Dec 12, 2005 21:01
So I wont be in school Wed or thursday. I am gonna miss so much shit. God I hate missing school. I thought I was only going to miss one day of school but now it is two. Damnit. Im proud of myself though, I only cried twice and I only snapped at one person. It was so hard though. I was upset all day, not in a good mood till newspaper cause they made me laugh. But I realized how much I am gonna miss this woman.
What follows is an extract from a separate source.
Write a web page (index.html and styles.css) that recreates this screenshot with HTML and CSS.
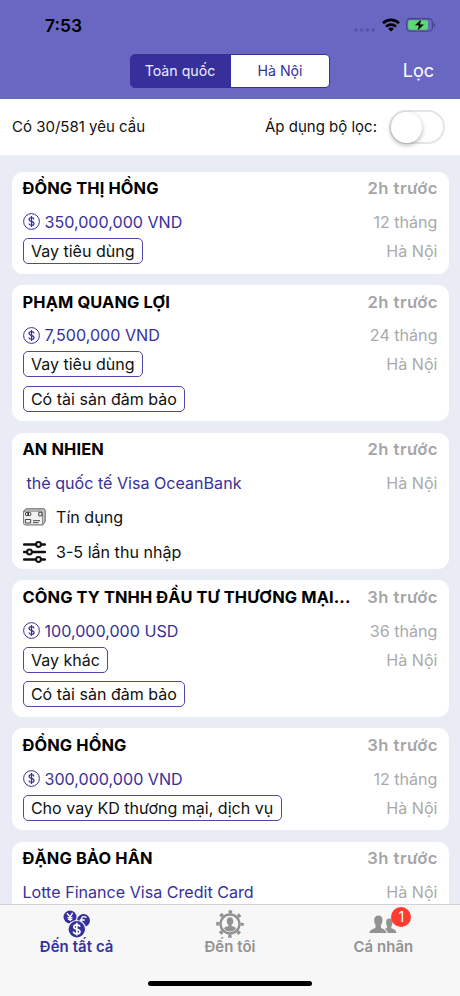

I also found out that not only is philip comin to the funeral but so is chuck and all the rest of them. ANd chuck is coming to x-mas at my papous. WTF! I am not going to be able to handle this. I dont wanna see him. Anna told me to just acknowledge him, but I hate giving him that time or thought. It's like giving him his way. My aunt kari said she is gonna take care of me and I kno she will. I love her so much. She understands my situdation with my dad causemy cousin, her daughter, is goin through the same thing. LIke her doesnt deserve to be there. HE igonered this family, he doesnt talk to my papou aka his dad, he even calls him george, my papou's real name. My Aunt Kari said he isnt comin to x-mas, the funeral is enough. And my papou wont want him there either. And its not just to protect me, but papou too. Cause we alll know chuck is coming to act fake. GOd I reallly dislike this man, why is he related to me. GOD!!! What have I dont wrong for all of this stupid shit happened in my life. Seriously I first lost my lil bro adn sis', my brother, justin, and now yaya. Honestly wtf.